Given exercise: From the listing below, copy every line with the word "this".

Working data:
###

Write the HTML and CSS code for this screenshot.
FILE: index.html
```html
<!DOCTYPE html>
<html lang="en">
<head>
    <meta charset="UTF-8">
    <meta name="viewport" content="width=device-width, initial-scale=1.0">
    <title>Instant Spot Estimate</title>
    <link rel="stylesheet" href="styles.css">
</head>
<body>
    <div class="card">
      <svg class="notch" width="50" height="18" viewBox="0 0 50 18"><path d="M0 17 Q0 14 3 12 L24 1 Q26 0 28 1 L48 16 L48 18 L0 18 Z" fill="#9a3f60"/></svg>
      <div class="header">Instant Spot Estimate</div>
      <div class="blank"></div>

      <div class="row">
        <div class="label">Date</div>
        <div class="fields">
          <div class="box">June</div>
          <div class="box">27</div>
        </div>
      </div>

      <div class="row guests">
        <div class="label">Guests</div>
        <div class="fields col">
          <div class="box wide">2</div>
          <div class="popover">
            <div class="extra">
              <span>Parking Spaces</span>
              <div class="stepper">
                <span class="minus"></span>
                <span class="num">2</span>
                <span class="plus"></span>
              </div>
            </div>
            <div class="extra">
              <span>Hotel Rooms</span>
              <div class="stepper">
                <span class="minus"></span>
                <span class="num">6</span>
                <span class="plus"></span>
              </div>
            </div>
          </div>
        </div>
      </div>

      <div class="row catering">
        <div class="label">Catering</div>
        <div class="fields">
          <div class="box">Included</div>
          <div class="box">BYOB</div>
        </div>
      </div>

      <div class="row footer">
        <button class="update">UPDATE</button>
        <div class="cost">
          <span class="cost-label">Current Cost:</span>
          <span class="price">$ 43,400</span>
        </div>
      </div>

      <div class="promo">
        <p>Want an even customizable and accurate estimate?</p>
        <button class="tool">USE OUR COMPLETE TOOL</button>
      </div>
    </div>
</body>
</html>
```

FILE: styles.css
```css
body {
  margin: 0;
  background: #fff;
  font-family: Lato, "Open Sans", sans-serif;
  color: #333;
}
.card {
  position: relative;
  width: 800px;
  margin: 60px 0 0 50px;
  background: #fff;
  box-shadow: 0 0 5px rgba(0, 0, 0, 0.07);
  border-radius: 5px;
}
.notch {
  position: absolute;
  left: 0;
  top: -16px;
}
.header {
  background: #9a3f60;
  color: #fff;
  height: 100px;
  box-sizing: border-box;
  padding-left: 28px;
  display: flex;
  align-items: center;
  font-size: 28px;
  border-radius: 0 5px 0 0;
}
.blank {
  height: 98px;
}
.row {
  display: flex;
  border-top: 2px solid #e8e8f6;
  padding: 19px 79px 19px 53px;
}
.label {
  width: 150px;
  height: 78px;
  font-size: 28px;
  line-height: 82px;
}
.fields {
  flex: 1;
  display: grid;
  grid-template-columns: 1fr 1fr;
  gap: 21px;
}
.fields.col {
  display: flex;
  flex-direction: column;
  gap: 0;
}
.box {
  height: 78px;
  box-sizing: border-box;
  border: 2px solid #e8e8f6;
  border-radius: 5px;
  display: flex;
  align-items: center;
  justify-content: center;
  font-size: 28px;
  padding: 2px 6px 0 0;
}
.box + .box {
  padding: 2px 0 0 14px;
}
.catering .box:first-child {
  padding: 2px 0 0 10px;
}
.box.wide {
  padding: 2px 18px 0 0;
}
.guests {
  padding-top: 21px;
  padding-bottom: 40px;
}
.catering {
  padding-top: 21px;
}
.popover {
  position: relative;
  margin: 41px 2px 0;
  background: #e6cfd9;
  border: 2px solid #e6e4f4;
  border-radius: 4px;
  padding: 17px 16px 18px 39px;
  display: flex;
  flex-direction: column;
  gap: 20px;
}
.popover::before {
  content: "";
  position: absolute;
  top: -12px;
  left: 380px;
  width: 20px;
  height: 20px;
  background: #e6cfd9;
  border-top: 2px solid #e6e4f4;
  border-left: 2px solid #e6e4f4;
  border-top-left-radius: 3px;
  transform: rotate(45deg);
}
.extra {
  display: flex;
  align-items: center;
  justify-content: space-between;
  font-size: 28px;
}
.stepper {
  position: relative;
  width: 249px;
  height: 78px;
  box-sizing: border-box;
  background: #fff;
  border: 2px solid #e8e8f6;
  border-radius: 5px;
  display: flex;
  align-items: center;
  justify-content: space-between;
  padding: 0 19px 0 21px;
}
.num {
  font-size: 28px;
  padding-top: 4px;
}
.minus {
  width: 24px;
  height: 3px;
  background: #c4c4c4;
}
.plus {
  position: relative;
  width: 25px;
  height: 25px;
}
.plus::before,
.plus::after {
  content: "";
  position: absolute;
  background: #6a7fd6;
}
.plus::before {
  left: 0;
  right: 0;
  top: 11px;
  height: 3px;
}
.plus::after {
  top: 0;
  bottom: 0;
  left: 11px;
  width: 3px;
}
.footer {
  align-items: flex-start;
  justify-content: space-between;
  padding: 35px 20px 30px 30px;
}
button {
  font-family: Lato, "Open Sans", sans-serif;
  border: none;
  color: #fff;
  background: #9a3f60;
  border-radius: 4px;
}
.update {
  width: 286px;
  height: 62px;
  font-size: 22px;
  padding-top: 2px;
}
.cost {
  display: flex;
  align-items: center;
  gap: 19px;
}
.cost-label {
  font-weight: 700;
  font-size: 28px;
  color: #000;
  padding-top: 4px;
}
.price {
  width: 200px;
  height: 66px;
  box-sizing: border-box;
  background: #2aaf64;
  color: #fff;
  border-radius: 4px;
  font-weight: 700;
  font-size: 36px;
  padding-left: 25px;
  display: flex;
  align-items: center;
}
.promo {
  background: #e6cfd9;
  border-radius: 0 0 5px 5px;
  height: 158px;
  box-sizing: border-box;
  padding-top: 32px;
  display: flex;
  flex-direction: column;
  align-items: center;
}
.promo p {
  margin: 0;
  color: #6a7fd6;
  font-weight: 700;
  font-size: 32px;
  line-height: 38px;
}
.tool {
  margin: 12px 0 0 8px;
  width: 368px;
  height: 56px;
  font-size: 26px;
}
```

###

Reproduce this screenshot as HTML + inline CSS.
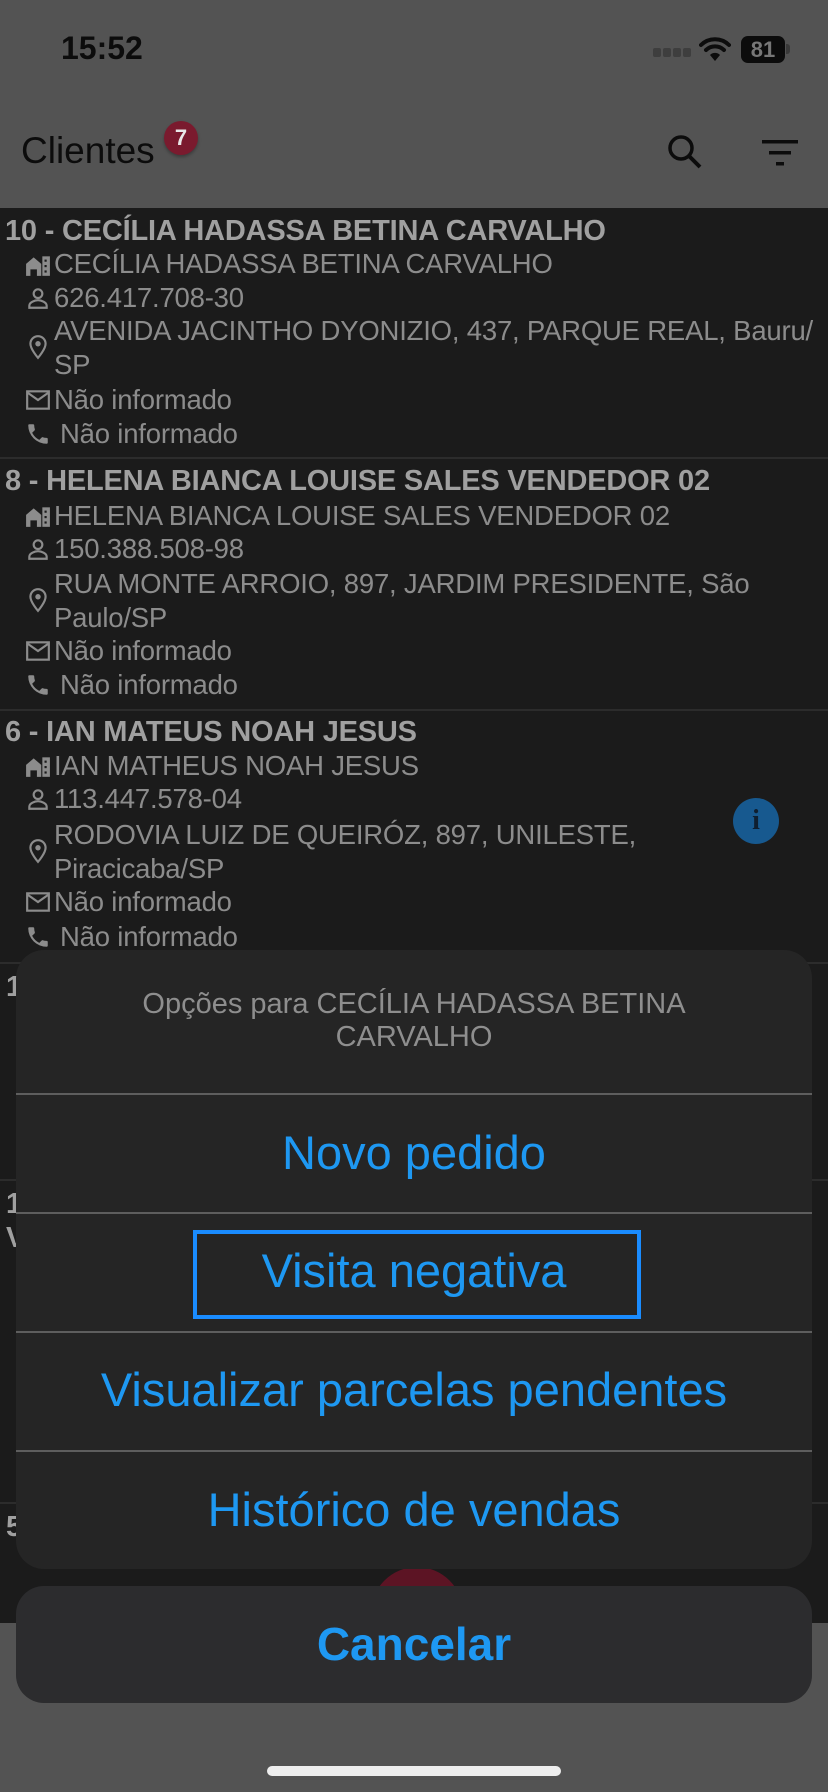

###

Exercise solution:
Write the HTML and CSS code for this screenshot.
Reproduce this screenshot as HTML + inline CSS.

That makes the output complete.